UK insurers managed to shrug off the worst of the recession because of continued demand from outside the UK for their products, the Association of British Insurers (ABI) says.
Despite a fall in new UK life and pensions business as volatile stock markets kept potential clients away, overseas clients were not put off with foreign business during 2008 jumping 13% to £54bn.
New premium income from general insurance products, including motor, medical and household, also rose in 2008 from the year before.
Income from new general insurance business was up 3% over the 12-month period at £34bn.
ABI research also shows that the sector continued to expand during the year.
As banks and fund management groups laid off staff, employment in insurance firms rose 1.3%, accounting for almost one third of all financial services jobs.
Every day in 2008, UK insurers paid out nearly £300m to customers, up from £270m a day in 2007.

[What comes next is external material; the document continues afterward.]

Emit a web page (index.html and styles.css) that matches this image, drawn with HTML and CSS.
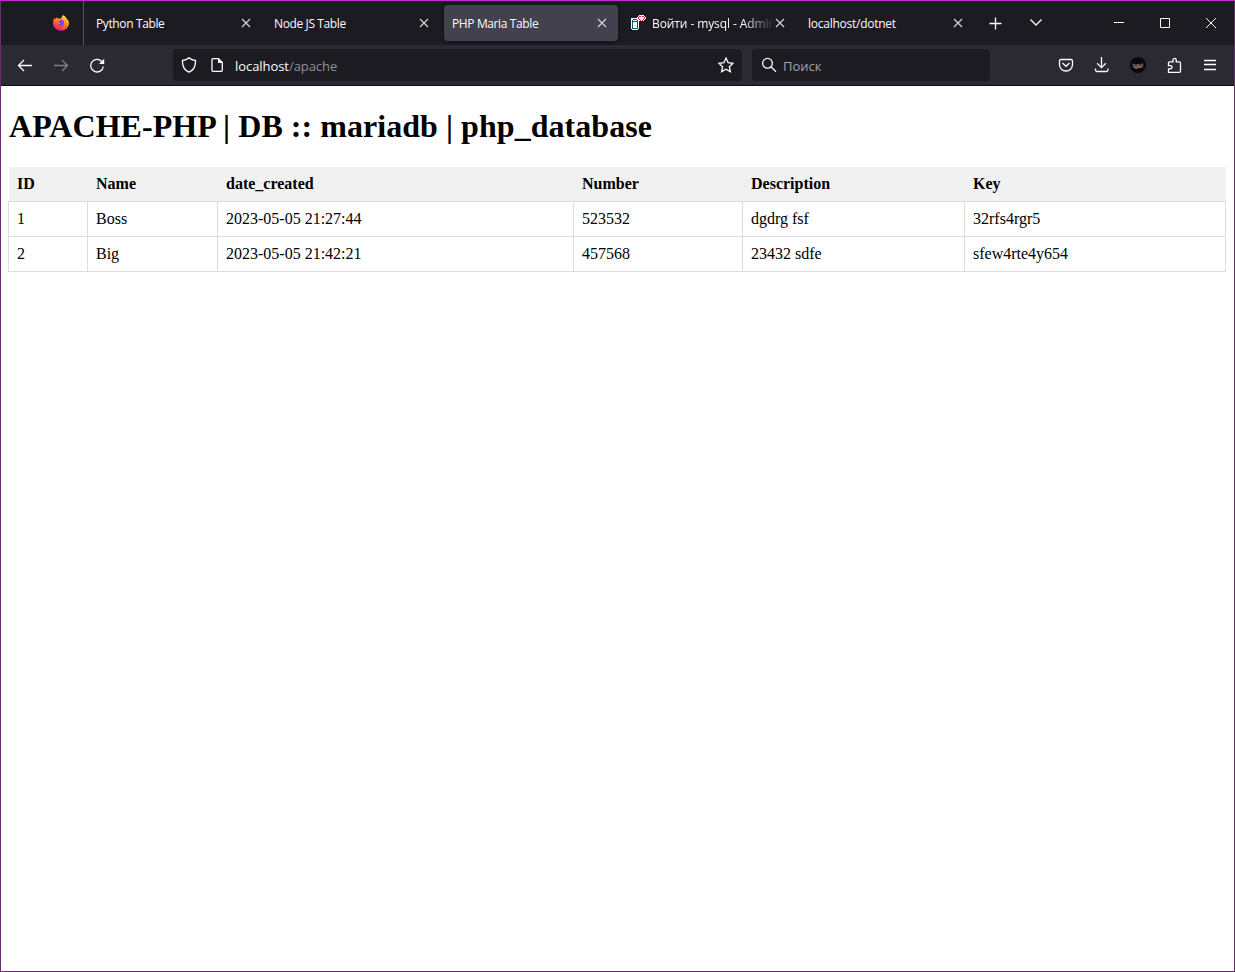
FILE: index.html
```html
<!DOCTYPE html>
<html lang="ru">
<head>
<meta charset="utf-8">
<title>PHP Maria Table</title>
<link rel="stylesheet" href="styles.css">
</head>
<body>
<div class="window">
  <header class="tabbar">
    <div class="pinned">
      <svg class="firefox" width="16" height="16" viewBox="0 0 16 16">
        <defs>
          <linearGradient id="flame" x1="0.8" y1="0" x2="0.3" y2="1"><stop offset="0" stop-color="#fff04a"/><stop offset=".4" stop-color="#ff980e"/><stop offset=".72" stop-color="#ff4545"/><stop offset="1" stop-color="#e31587"/></linearGradient>
        </defs>
        <path fill="url(#flame)" d="M10 0c2.300 1.200 3 2.300 3.200 3.200C15 4.600 16 6.400 16 8.600A8 7.400 0 0 1 0 8.300C0 5.800.7 4.200 2 2.800V4.200C2.600 3.400 3.400 2.900 4 2.200l.6 1.500C6 3.300 7.200 3.300 8 3.800 8.400 2.300 9.200 1 10 0z"/>
        <path fill="#8b3fe8" d="M7.600 4.900c1.700-.6 3.500.4 3.600 2.800.1 2.200-1.400 3.600-3.400 3.600-1.800 0-3-1-3.400-2.300 1.300.7 2.600.2 3.300-.6L5.500 7.300c0-.8.900-2.100 2.100-2.400z"/>
      </svg>
    </div>
    <div class="tab"><span class="label">Python Table</span><svg class="close" viewBox="0 0 10 10"><path d="M1 1l8 8M9 1L1 9"/></svg></div>
    <div class="tab"><span class="label">Node JS Table</span><svg class="close" viewBox="0 0 10 10"><path d="M1 1l8 8M9 1L1 9"/></svg></div>
    <div class="tab active"><span class="label">PHP Maria Table</span><svg class="close" viewBox="0 0 10 10"><path d="M1 1l8 8M9 1L1 9"/></svg></div>
    <div class="tab">
      <svg class="favicon" width="16" height="16" viewBox="0 0 16 16" shape-rendering="crispEdges">
        <path fill="#fff" d="M1 3h6V2h1V1h1V0h5v1h1v1h1v2h-1v1h-1v1H9v8H8v1H2v-1H1V4h0z"/>
        <path fill="#0c5c6e" d="M3 4h4v1H3zM2 5h1v9H2zM7 5h1v9H7zM3 6h4v1H3zM3 13h4v1H3z"/>
        <path fill="#e01b24" d="M9 1h2v1H9zM12 1h2v1h-2zM8 2h1v2H8zM14 2h1v2h-1zM9 4h1v1H9zM13 4h1v1h-1zM10 5h1v1h-1zM12 5h1v1h-1z"/>
      </svg>
      <span class="label fade">Войти - mysql - Admin</span><svg class="close" viewBox="0 0 10 10"><path d="M1 1l8 8M9 1L1 9"/></svg>
    </div>
    <div class="tab"><span class="label wide">localhost/dotnet</span><svg class="close" viewBox="0 0 10 10"><path d="M1 1l8 8M9 1L1 9"/></svg></div>
    <div class="tabtools">
      <svg width="14" height="14" viewBox="0 0 14 14"><path d="M7.500 1.500v12M1.500 7.500h12"/></svg>
      <svg width="14" height="14" viewBox="0 0 14 14"><path d="M1.500 3.500L7 9l5.500-5.500"/></svg>
    </div>
    <div class="winbtns">
      <svg width="12" height="12" viewBox="0 0 12 12"><path d="M1 5.500h10"/></svg>
      <svg width="12" height="12" viewBox="0 0 12 12"><path d="M1.500 1.500h9v9h-9z"/></svg>
      <svg width="12" height="12" viewBox="0 0 12 12"><path d="M1 1l10 10M11 1L1 11"/></svg>
    </div>
  </header>
  <nav class="toolbar">
    <div class="navbtns">
      <svg width="16" height="16" viewBox="0 0 16 16"><path d="M15 8.500H1.500M7 3L1.500 8.500 7 14"/></svg>
      <svg class="dim" width="16" height="16" viewBox="0 0 16 16"><path d="M1 8.500h13.500M9 3L14.500 8.500 9 14"/></svg>
      <svg width="16" height="16" viewBox="0 0 16 16"><path d="M13.300 5.200A6.300 6.300 0 1 0 14.300 9.500"/><path class="solid" d="M15.200 1.800V7H10z"/></svg>
    </div>
    <div class="urlbar">
      <svg width="16" height="16" viewBox="0 0 16 16"><path d="M8 .8C6.300 2.400 4 3.300 1.500 3.500c-.3 5 1.500 9.400 6.500 11.700 5-2.300 6.800-6.700 6.500-11.700C12 3.300 9.700 2.400 8 .8z"/></svg>
      <svg class="page" width="16" height="16" viewBox="0 0 16 16"><path d="M4 1.700h5.500L13.300 5.500v7.800q0 1-1 1H4q-1 0-1-1V2.700q0-1 1-1z"/><path class="solid" d="M9 1l5 5H9z"/></svg>
      <span class="url">localhost<span class="path">/apache</span></span>
      <svg width="16" height="16" viewBox="0 0 16 16"><path d="M8 1.100l2.100 4.600 5 .6-3.700 3.400 1 5L8 12.200l-4.400 2.500 1-5L.9 6.300l5-.6z"/></svg>
    </div>
    <div class="search">
      <svg width="16" height="16" viewBox="0 0 16 16"><circle cx="6.500" cy="6.300" r="4.900"/><path d="M10 9.800l5 5"/></svg>
      <span class="hint">Поиск</span>
    </div>
    <div class="actions">
      <svg width="16" height="16" viewBox="0 0 16 16"><path d="M3 2.500h10q1.500 0 1.500 1.500V7.800a6.500 6.200 0 0 1-13 0V4q0-1.500 1.500-1.500zM4.500 6L8 9.300 11.500 6"/></svg>
      <svg width="16" height="16" viewBox="0 0 16 16"><path d="M7.500 0v10.500M3.200 6.300l4.300 4.300 4.300-4.300M1.500 11.500v1.500q0 1.500 1.500 1.500h9.500q1.500 0 1.500-1.500v-1.500"/></svg>
      <svg class="avatar" width="16" height="16" viewBox="0 0 16 16"><circle cx="8" cy="8" r="8"/><path class="face" d="M2.500 6.700l5.500.5 5-.6.200 2.600-2 1.900-3.200.2-.8.700-2.700-.5-1.500-1.800z"/><path class="eyes" d="M4 8.200h3M9 8h3"/></svg>
      <svg width="16" height="16" viewBox="0 0 16 16"><path d="M2.500 15.300V11.800h2a1.500 1.500 0 0 0 0-3.200h-2V5.800q0-.9.900-.9H7V3a1.600 1.600 0 0 1 3.200 0v1.900h3.100q1.200 0 1.200 1.200v8q0 1.200-1.200 1.200z"/></svg>
      <svg width="16" height="16" viewBox="0 0 16 16"><path d="M2 3.500h12M2 7.500h12M2 12.500h12"/></svg>
    </div>
  </nav>
  <main class="content">
    <h1 class="title">APACHE-PHP | DB :: mariadb | php_database</h1>
    <table class="data">
      <colgroup><col class="c-id"><col class="c-name"><col class="c-date"><col class="c-num"><col class="c-desc"><col></colgroup>
      <thead><tr><th>ID</th><th>Name</th><th>date_created</th><th>Number</th><th>Description</th><th>Key</th></tr></thead>
      <tbody>
        <tr><td>1</td><td>Boss</td><td>2023-05-05 21:27:44</td><td>523532</td><td>dgdrg fsf</td><td>32rfs4rgr5</td></tr>
        <tr><td>2</td><td>Big</td><td>2023-05-05 21:42:21</td><td>457568</td><td>23432 sdfe</td><td>sfew4rte4y654</td></tr>
      </tbody>
    </table>
  </main>
</div>
</body>
</html>
```
FILE: styles.css
```css
* { box-sizing: border-box; }
body { margin: 0; background: #fff; }
.window {
  display: flex;
  flex-direction: column;
  height: 972px;
  border: 1px solid #6a2c70;
  border-top-color: #c42bd0;
}
svg { flex: none; fill: none; stroke: #fbfbfe; stroke-width: 1.3; }
.solid { fill: #fbfbfe; stroke: none; }

.tabbar {
  display: flex;
  align-items: center;
  height: 44px;
  flex: none;
  background: #1c1b22;
  color: #fbfbfe;
  font: 12px/16px "Open Sans", "Noto Sans", sans-serif;
}
.pinned { width: 83px; height: 44px; margin-right: 2px; padding: 14px 0 0 52px; border-right: 1px solid #56555d; }
.firefox { display: block; stroke: none; }
.tab {
  display: flex;
  align-items: center;
  width: 174px;
  height: 36px;
  margin: 0 2px;
  padding: 0 11px 0 8px;
  border-radius: 4px;
}
.tab.active { background: #42414d; box-shadow: 0 0 4px rgba(0, 0, 0, .4); }
.label { flex: 1; min-width: 0; padding-top: 2px; overflow: hidden; white-space: nowrap; letter-spacing: -.38px; }
.label.wide { letter-spacing: -.25px; }
.label.fade { letter-spacing: -.1px; -webkit-mask-image: linear-gradient(to left, transparent, #000 32px); mask-image: linear-gradient(to left, transparent, #000 32px); }
.favicon { margin-right: 6px; stroke: none; }
.close { width: 10px; height: 10px; stroke: #d8d8dc; stroke-width: 1.1; }
.tabtools { display: flex; gap: 27px; margin-left: 12px; }
.winbtns { display: flex; gap: 34px; margin: 0 17px 0 auto; }
.winbtns svg { stroke-width: 1; }

.toolbar {
  display: flex;
  align-items: center;
  height: 41px;
  flex: none;
  border-bottom: 1px solid #0c0c0d;
  background: #2b2a33;
  font: 13px/18px "Open Sans", "Noto Sans", sans-serif;
}
.navbtns { display: flex; gap: 20px; width: 172px; padding-left: 16px; }
.dim { opacity: .4; }
.urlbar, .search { display: flex; align-items: center; height: 32px; border-radius: 4px; background: #1c1b22; }
.urlbar { width: 569px; padding: 0 8px; }
.page { margin-left: 12px; }
.url { flex: 1; margin-left: 10px; padding-top: 2px; color: #fbfbfe; letter-spacing: -.06px; }
.path { color: #8f8f98; }
.search { width: 238px; margin-left: 10px; padding-left: 9px; }
.hint { margin-left: 6px; padding-top: 2px; color: #a3a3aa; }
.actions { display: flex; gap: 20px; margin: 0 16px 0 auto; }
.avatar { stroke: none; fill: #09090b; }
.face { fill: #79615b; }
.eyes { stroke: #251a1b; stroke-width: 1; }

.content { padding: 22px 8px 0; font: 16px/18px "Liberation Serif", "Times New Roman", serif; color: #000; }
.title { margin: 0 0 22px; font-size: 32px; line-height: 37px; letter-spacing: .045px; }
.data { width: 1218px; margin-left: -1px; table-layout: fixed; border-collapse: collapse; }
.data th, .data td { padding: 8px; text-align: left; }
.data td { border: 1px solid #ddd; }
.data th { padding-left: 8.5px; background: #f1f1f1; }
.c-id { width: 79px; }
.c-name { width: 130px; }
.c-date { width: 356px; }
.c-num { width: 169px; }
.c-desc { width: 222px; }
```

Of this, £239m was in pensions and life insurance benefits, and £57m in general insurance.
Dr Rebecca Driver, the ABI's director of research and chief economist, says the insurance industry in the UK has shown "resilience" in the recession, but must stay innovative to remain a world leader.
"Future regulation must therefore strike the right balance between proportionate consumer protection, and ensuring the sector is strong and competitive," she says.
"This will enable the industry to continue to innovate, and provide products that are relied upon by millions of families and businesses."